Reproduce all the material exactly, minus any pictures it holds.

▶ **Supplied material**:
[start]

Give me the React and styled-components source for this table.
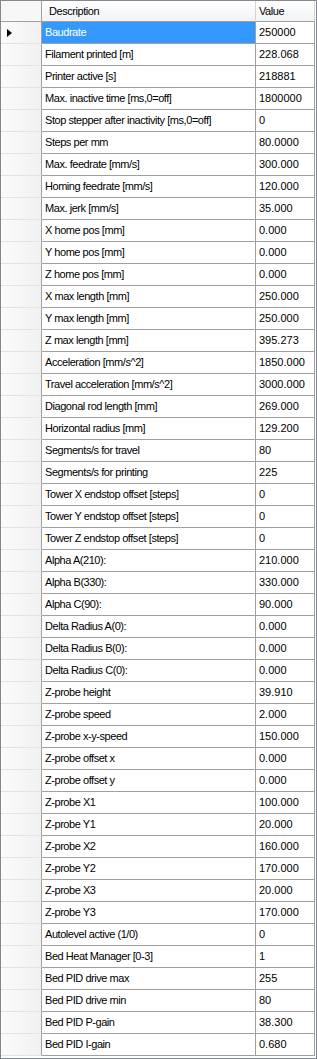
import React from "react";
import styled, { createGlobalStyle } from "styled-components";

const rows = [
  ["Baudrate", "250000"],
  ["Filament printed [m]", "228.068"],
  ["Printer active [s]", "218881"],
  ["Max. inactive time [ms,0=off]", "1800000"],
  ["Stop stepper after inactivity [ms,0=off]", "0"],
  ["Steps per mm", "80.0000"],
  ["Max. feedrate [mm/s]", "300.000"],
  ["Homing feedrate [mm/s]", "120.000"],
  ["Max. jerk [mm/s]", "35.000"],
  ["X home pos [mm]", "0.000"],
  ["Y home pos [mm]", "0.000"],
  ["Z home pos [mm]", "0.000"],
  ["X max length [mm]", "250.000"],
  ["Y max length [mm]", "250.000"],
  ["Z max length [mm]", "395.273"],
  ["Acceleration [mm/s^2]", "1850.000"],
  ["Travel acceleration [mm/s^2]", "3000.000"],
  ["Diagonal rod length [mm]", "269.000"],
  ["Horizontal radius [mm]", "129.200"],
  ["Segments/s for travel", "80"],
  ["Segments/s for printing", "225"],
  ["Tower X endstop offset [steps]", "0"],
  ["Tower Y endstop offset [steps]", "0"],
  ["Tower Z endstop offset [steps]", "0"],
  ["Alpha A(210):", "210.000"],
  ["Alpha B(330):", "330.000"],
  ["Alpha C(90):", "90.000"],
  ["Delta Radius A(0):", "0.000"],
  ["Delta Radius B(0):", "0.000"],
  ["Delta Radius C(0):", "0.000"],
  ["Z-probe height", "39.910"],
  ["Z-probe speed", "2.000"],
  ["Z-probe x-y-speed", "150.000"],
  ["Z-probe offset x", "0.000"],
  ["Z-probe offset y", "0.000"],
  ["Z-probe X1", "100.000"],
  ["Z-probe Y1", "20.000"],
  ["Z-probe X2", "160.000"],
  ["Z-probe Y2", "170.000"],
  ["Z-probe X3", "20.000"],
  ["Z-probe Y3", "170.000"],
  ["Autolevel active (1/0)", "0"],
  ["Bed Heat Manager [0-3]", "1"],
  ["Bed PID drive max", "255"],
  ["Bed PID drive min", "80"],
  ["Bed PID P-gain", "38.300"],
  ["Bed PID I-gain", "0.680"],
];

const GlobalStyle = createGlobalStyle`
  body {
    margin: 0;
    background: #ffffff;
  }
`;

const Grid = styled.div`
  box-sizing: border-box;
  width: 317px;
  height: 1059px;
  border: 1px solid #828790;
  background: #ffffff;
  overflow: hidden;
  font-family: "Liberation Sans", Arial, sans-serif;
  font-size: 11px;
  letter-spacing: -0.45px;
  color: #000000;
`;

const Line = styled.div`
  display: grid;
  grid-template-columns: 41px 214px 59px;
  height: ${(p) => (p.$header ? "21px" : "22px")};
`;

const HeaderCell = styled.div`
  box-sizing: border-box;
  height: 21px;
  line-height: 20px;
  padding-left: ${(p) => p.$pad || 0}px;
  background: linear-gradient(#ffffff, #f7f8fa 60%, #f1f2f4);
  border-right: 1px solid #d5d5d5;
  border-bottom: 1px solid #a0a0a0;
  &:first-child {
    background: #f7f7f7;
    border-right-color: #a0a0a0;
  }
`;

const RowHead = styled.div`
  box-sizing: border-box;
  display: flex;
  align-items: center;
  padding-left: 6px;
  background: linear-gradient(to right, #fbfbfb, #f1f1f1);
  border-right: 1px solid #a0a0a0;
  border-bottom: 1px solid #e4e4e4;
`;

const Arrow = styled.span`
  width: 0;
  height: 0;
  margin-top: 1px;
  border-left: 5px solid #000000;
  border-top: 4px solid transparent;
  border-bottom: 4px solid transparent;
`;

const Cell = styled.div`
  box-sizing: border-box;
  padding-left: 3px;
  line-height: 21px;
  white-space: nowrap;
  overflow: hidden;
  letter-spacing: ${(p) => (p.$numeric ? "0" : "-0.45px")};
  border-right: 1px solid #a0a0a0;
  border-bottom: 1px solid #a0a0a0;
  background: ${(p) => (p.$selected ? "#3399ff" : "#ffffff")};
  color: ${(p) => (p.$selected ? "#ffffff" : "#000000")};
`;

export default function App() {
  return (
    <>
      <GlobalStyle />
      <Grid>
        <Line $header>
          <HeaderCell />
          <HeaderCell $pad={7}>Description</HeaderCell>
          <HeaderCell $pad={3}>Value</HeaderCell>
        </Line>
        {rows.map(([name, value], i) => (
          <Line key={name}>
            <RowHead>{i === 0 && <Arrow />}</RowHead>
            <Cell $selected={i === 0}>{name}</Cell>
            <Cell $numeric>{value}</Cell>
          </Line>
        ))}
      </Grid>
    </>
  );
}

[end]

▶ **Expected output**:
Give me the React and styled-components source for this table.
import React from "react";
import styled, { createGlobalStyle } from "styled-components";

const rows = [
  ["Baudrate", "250000"],
  ["Filament printed [m]", "228.068"],
  ["Printer active [s]", "218881"],
  ["Max. inactive time [ms,0=off]", "1800000"],
  ["Stop stepper after inactivity [ms,0=off]", "0"],
  ["Steps per mm", "80.0000"],
  ["Max. feedrate [mm/s]", "300.000"],
  ["Homing feedrate [mm/s]", "120.000"],
  ["Max. jerk [mm/s]", "35.000"],
  ["X home pos [mm]", "0.000"],
  ["Y home pos [mm]", "0.000"],
  ["Z home pos [mm]", "0.000"],
  ["X max length [mm]", "250.000"],
  ["Y max length [mm]", "250.000"],
  ["Z max length [mm]", "395.273"],
  ["Acceleration [mm/s^2]", "1850.000"],
  ["Travel acceleration [mm/s^2]", "3000.000"],
  ["Diagonal rod length [mm]", "269.000"],
  ["Horizontal radius [mm]", "129.200"],
  ["Segments/s for travel", "80"],
  ["Segments/s for printing", "225"],
  ["Tower X endstop offset [steps]", "0"],
  ["Tower Y endstop offset [steps]", "0"],
  ["Tower Z endstop offset [steps]", "0"],
  ["Alpha A(210):", "210.000"],
  ["Alpha B(330):", "330.000"],
  ["Alpha C(90):", "90.000"],
  ["Delta Radius A(0):", "0.000"],
  ["Delta Radius B(0):", "0.000"],
  ["Delta Radius C(0):", "0.000"],
  ["Z-probe height", "39.910"],
  ["Z-probe speed", "2.000"],
  ["Z-probe x-y-speed", "150.000"],
  ["Z-probe offset x", "0.000"],
  ["Z-probe offset y", "0.000"],
  ["Z-probe X1", "100.000"],
  ["Z-probe Y1", "20.000"],
  ["Z-probe X2", "160.000"],
  ["Z-probe Y2", "170.000"],
  ["Z-probe X3", "20.000"],
  ["Z-probe Y3", "170.000"],
  ["Autolevel active (1/0)", "0"],
  ["Bed Heat Manager [0-3]", "1"],
  ["Bed PID drive max", "255"],
  ["Bed PID drive min", "80"],
  ["Bed PID P-gain", "38.300"],
  ["Bed PID I-gain", "0.680"],
];

const GlobalStyle = createGlobalStyle`
  body {
    margin: 0;
    background: #ffffff;
  }
`;

const Grid = styled.div`
  box-sizing: border-box;
  width: 317px;
  height: 1059px;
  border: 1px solid #828790;
  background: #ffffff;
  overflow: hidden;
  font-family: "Liberation Sans", Arial, sans-serif;
  font-size: 11px;
  letter-spacing: -0.45px;
  color: #000000;
`;

const Line = styled.div`
  display: grid;
  grid-template-columns: 41px 214px 59px;
  height: ${(p) => (p.$header ? "21px" : "22px")};
`;

const HeaderCell = styled.div`
  box-sizing: border-box;
  height: 21px;
  line-height: 20px;
  padding-left: ${(p) => p.$pad || 0}px;
  background: linear-gradient(#ffffff, #f7f8fa 60%, #f1f2f4);
  border-right: 1px solid #d5d5d5;
  border-bottom: 1px solid #a0a0a0;
  &:first-child {
    background: #f7f7f7;
    border-right-color: #a0a0a0;
  }
`;

const RowHead = styled.div`
  box-sizing: border-box;
  display: flex;
  align-items: center;
  padding-left: 6px;
  background: linear-gradient(to right, #fbfbfb, #f1f1f1);
  border-right: 1px solid #a0a0a0;
  border-bottom: 1px solid #e4e4e4;
`;

const Arrow = styled.span`
  width: 0;
  height: 0;
  margin-top: 1px;
  border-left: 5px solid #000000;
  border-top: 4px solid transparent;
  border-bottom: 4px solid transparent;
`;

const Cell = styled.div`
  box-sizing: border-box;
  padding-left: 3px;
  line-height: 21px;
  white-space: nowrap;
  overflow: hidden;
  letter-spacing: ${(p) => (p.$numeric ? "0" : "-0.45px")};
  border-right: 1px solid #a0a0a0;
  border-bottom: 1px solid #a0a0a0;
  background: ${(p) => (p.$selected ? "#3399ff" : "#ffffff")};
  color: ${(p) => (p.$selected ? "#ffffff" : "#000000")};
`;

export default function App() {
  return (
    <>
      <GlobalStyle />
      <Grid>
        <Line $header>
          <HeaderCell />
          <HeaderCell $pad={7}>Description</HeaderCell>
          <HeaderCell $pad={3}>Value</HeaderCell>
        </Line>
        {rows.map(([name, value], i) => (
          <Line key={name}>
            <RowHead>{i === 0 && <Arrow />}</RowHead>
            <Cell $selected={i === 0}>{name}</Cell>
            <Cell $numeric>{value}</Cell>
          </Line>
        ))}
      </Grid>
    </>
  );
}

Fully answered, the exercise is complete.